PROBLEM TO WORK ON -
Give every line below again, exactly.

DATA SHOWN -
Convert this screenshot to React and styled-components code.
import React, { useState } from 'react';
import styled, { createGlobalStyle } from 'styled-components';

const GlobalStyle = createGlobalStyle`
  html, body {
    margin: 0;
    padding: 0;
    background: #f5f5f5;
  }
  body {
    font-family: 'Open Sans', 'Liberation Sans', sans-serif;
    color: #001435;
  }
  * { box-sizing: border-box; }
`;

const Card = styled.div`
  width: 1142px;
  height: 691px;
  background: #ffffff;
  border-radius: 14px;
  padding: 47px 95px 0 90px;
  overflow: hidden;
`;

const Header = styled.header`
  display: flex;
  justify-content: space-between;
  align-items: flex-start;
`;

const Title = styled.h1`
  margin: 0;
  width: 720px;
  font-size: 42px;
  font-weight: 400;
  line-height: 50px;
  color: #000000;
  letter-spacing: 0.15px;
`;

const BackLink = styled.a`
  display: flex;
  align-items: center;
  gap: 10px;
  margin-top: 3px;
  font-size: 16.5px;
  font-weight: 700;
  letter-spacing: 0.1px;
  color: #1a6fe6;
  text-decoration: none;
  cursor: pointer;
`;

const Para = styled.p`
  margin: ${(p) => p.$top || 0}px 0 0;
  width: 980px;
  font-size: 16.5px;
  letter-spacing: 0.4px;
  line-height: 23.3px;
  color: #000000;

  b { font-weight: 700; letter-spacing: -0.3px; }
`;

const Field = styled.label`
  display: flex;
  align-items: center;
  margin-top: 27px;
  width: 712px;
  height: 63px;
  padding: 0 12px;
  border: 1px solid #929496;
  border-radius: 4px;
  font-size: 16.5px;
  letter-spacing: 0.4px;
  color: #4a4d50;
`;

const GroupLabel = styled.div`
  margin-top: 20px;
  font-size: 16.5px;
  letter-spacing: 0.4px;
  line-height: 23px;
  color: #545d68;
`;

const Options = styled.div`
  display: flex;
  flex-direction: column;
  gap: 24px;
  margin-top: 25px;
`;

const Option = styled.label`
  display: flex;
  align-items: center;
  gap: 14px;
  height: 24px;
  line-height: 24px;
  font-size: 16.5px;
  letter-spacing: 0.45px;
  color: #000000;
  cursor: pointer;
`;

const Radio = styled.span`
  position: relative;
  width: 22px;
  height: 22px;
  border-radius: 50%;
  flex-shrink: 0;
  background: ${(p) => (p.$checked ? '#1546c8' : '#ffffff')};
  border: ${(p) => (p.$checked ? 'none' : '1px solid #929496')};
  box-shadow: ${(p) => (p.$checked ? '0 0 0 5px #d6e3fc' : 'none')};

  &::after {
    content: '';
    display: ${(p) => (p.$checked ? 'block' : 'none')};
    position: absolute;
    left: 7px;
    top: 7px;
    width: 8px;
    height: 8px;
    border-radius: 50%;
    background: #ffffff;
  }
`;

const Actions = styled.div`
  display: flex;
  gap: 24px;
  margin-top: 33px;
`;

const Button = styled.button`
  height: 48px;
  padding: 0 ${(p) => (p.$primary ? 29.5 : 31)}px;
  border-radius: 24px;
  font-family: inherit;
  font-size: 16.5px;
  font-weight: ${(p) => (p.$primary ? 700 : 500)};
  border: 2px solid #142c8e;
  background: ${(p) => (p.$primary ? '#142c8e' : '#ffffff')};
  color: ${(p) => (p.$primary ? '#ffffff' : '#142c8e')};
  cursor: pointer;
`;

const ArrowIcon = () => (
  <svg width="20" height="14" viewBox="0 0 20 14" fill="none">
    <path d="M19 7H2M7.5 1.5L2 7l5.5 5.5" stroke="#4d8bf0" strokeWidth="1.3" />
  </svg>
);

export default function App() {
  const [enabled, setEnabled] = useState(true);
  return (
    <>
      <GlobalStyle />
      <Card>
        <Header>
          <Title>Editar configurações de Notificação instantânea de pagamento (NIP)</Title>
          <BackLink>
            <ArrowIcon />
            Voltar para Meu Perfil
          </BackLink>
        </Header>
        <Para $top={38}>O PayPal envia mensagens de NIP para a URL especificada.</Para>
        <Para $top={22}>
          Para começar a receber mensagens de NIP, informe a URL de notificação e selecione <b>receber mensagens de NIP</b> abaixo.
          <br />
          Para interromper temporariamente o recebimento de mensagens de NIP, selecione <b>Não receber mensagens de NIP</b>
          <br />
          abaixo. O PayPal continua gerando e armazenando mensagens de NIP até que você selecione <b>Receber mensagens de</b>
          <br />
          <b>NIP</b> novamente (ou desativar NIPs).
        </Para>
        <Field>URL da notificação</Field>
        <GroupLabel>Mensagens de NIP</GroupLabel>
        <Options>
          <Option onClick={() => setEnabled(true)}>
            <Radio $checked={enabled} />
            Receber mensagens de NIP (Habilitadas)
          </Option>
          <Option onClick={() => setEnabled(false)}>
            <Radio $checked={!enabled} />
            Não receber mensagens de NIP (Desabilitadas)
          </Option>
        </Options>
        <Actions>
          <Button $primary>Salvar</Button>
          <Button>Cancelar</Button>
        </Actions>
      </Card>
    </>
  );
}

WORKED ANSWER -
Convert this screenshot to React and styled-components code.
import React, { useState } from 'react';
import styled, { createGlobalStyle } from 'styled-components';

const GlobalStyle = createGlobalStyle`
  html, body {
    margin: 0;
    padding: 0;
    background: #f5f5f5;
  }
  body {
    font-family: 'Open Sans', 'Liberation Sans', sans-serif;
    color: #001435;
  }
  * { box-sizing: border-box; }
`;

const Card = styled.div`
  width: 1142px;
  height: 691px;
  background: #ffffff;
  border-radius: 14px;
  padding: 47px 95px 0 90px;
  overflow: hidden;
`;

const Header = styled.header`
  display: flex;
  justify-content: space-between;
  align-items: flex-start;
`;

const Title = styled.h1`
  margin: 0;
  width: 720px;
  font-size: 42px;
  font-weight: 400;
  line-height: 50px;
  color: #000000;
  letter-spacing: 0.15px;
`;

const BackLink = styled.a`
  display: flex;
  align-items: center;
  gap: 10px;
  margin-top: 3px;
  font-size: 16.5px;
  font-weight: 700;
  letter-spacing: 0.1px;
  color: #1a6fe6;
  text-decoration: none;
  cursor: pointer;
`;

const Para = styled.p`
  margin: ${(p) => p.$top || 0}px 0 0;
  width: 980px;
  font-size: 16.5px;
  letter-spacing: 0.4px;
  line-height: 23.3px;
  color: #000000;

  b { font-weight: 700; letter-spacing: -0.3px; }
`;

const Field = styled.label`
  display: flex;
  align-items: center;
  margin-top: 27px;
  width: 712px;
  height: 63px;
  padding: 0 12px;
  border: 1px solid #929496;
  border-radius: 4px;
  font-size: 16.5px;
  letter-spacing: 0.4px;
  color: #4a4d50;
`;

const GroupLabel = styled.div`
  margin-top: 20px;
  font-size: 16.5px;
  letter-spacing: 0.4px;
  line-height: 23px;
  color: #545d68;
`;

const Options = styled.div`
  display: flex;
  flex-direction: column;
  gap: 24px;
  margin-top: 25px;
`;

const Option = styled.label`
  display: flex;
  align-items: center;
  gap: 14px;
  height: 24px;
  line-height: 24px;
  font-size: 16.5px;
  letter-spacing: 0.45px;
  color: #000000;
  cursor: pointer;
`;

const Radio = styled.span`
  position: relative;
  width: 22px;
  height: 22px;
  border-radius: 50%;
  flex-shrink: 0;
  background: ${(p) => (p.$checked ? '#1546c8' : '#ffffff')};
  border: ${(p) => (p.$checked ? 'none' : '1px solid #929496')};
  box-shadow: ${(p) => (p.$checked ? '0 0 0 5px #d6e3fc' : 'none')};

  &::after {
    content: '';
    display: ${(p) => (p.$checked ? 'block' : 'none')};
    position: absolute;
    left: 7px;
    top: 7px;
    width: 8px;
    height: 8px;
    border-radius: 50%;
    background: #ffffff;
  }
`;

const Actions = styled.div`
  display: flex;
  gap: 24px;
  margin-top: 33px;
`;

const Button = styled.button`
  height: 48px;
  padding: 0 ${(p) => (p.$primary ? 29.5 : 31)}px;
  border-radius: 24px;
  font-family: inherit;
  font-size: 16.5px;
  font-weight: ${(p) => (p.$primary ? 700 : 500)};
  border: 2px solid #142c8e;
  background: ${(p) => (p.$primary ? '#142c8e' : '#ffffff')};
  color: ${(p) => (p.$primary ? '#ffffff' : '#142c8e')};
  cursor: pointer;
`;

const ArrowIcon = () => (
  <svg width="20" height="14" viewBox="0 0 20 14" fill="none">
    <path d="M19 7H2M7.5 1.5L2 7l5.5 5.5" stroke="#4d8bf0" strokeWidth="1.3" />
  </svg>
);

export default function App() {
  const [enabled, setEnabled] = useState(true);
  return (
    <>
      <GlobalStyle />
      <Card>
        <Header>
          <Title>Editar configurações de Notificação instantânea de pagamento (NIP)</Title>
          <BackLink>
            <ArrowIcon />
            Voltar para Meu Perfil
          </BackLink>
        </Header>
        <Para $top={38}>O PayPal envia mensagens de NIP para a URL especificada.</Para>
        <Para $top={22}>
          Para começar a receber mensagens de NIP, informe a URL de notificação e selecione <b>receber mensagens de NIP</b> abaixo.
          <br />
          Para interromper temporariamente o recebimento de mensagens de NIP, selecione <b>Não receber mensagens de NIP</b>
          <br />
          abaixo. O PayPal continua gerando e armazenando mensagens de NIP até que você selecione <b>Receber mensagens de</b>
          <br />
          <b>NIP</b> novamente (ou desativar NIPs).
        </Para>
        <Field>URL da notificação</Field>
        <GroupLabel>Mensagens de NIP</GroupLabel>
        <Options>
          <Option onClick={() => setEnabled(true)}>
            <Radio $checked={enabled} />
            Receber mensagens de NIP (Habilitadas)
          </Option>
          <Option onClick={() => setEnabled(false)}>
            <Radio $checked={!enabled} />
            Não receber mensagens de NIP (Desabilitadas)
          </Option>
        </Options>
        <Actions>
          <Button $primary>Salvar</Button>
          <Button>Cancelar</Button>
        </Actions>
      </Card>
    </>
  );
}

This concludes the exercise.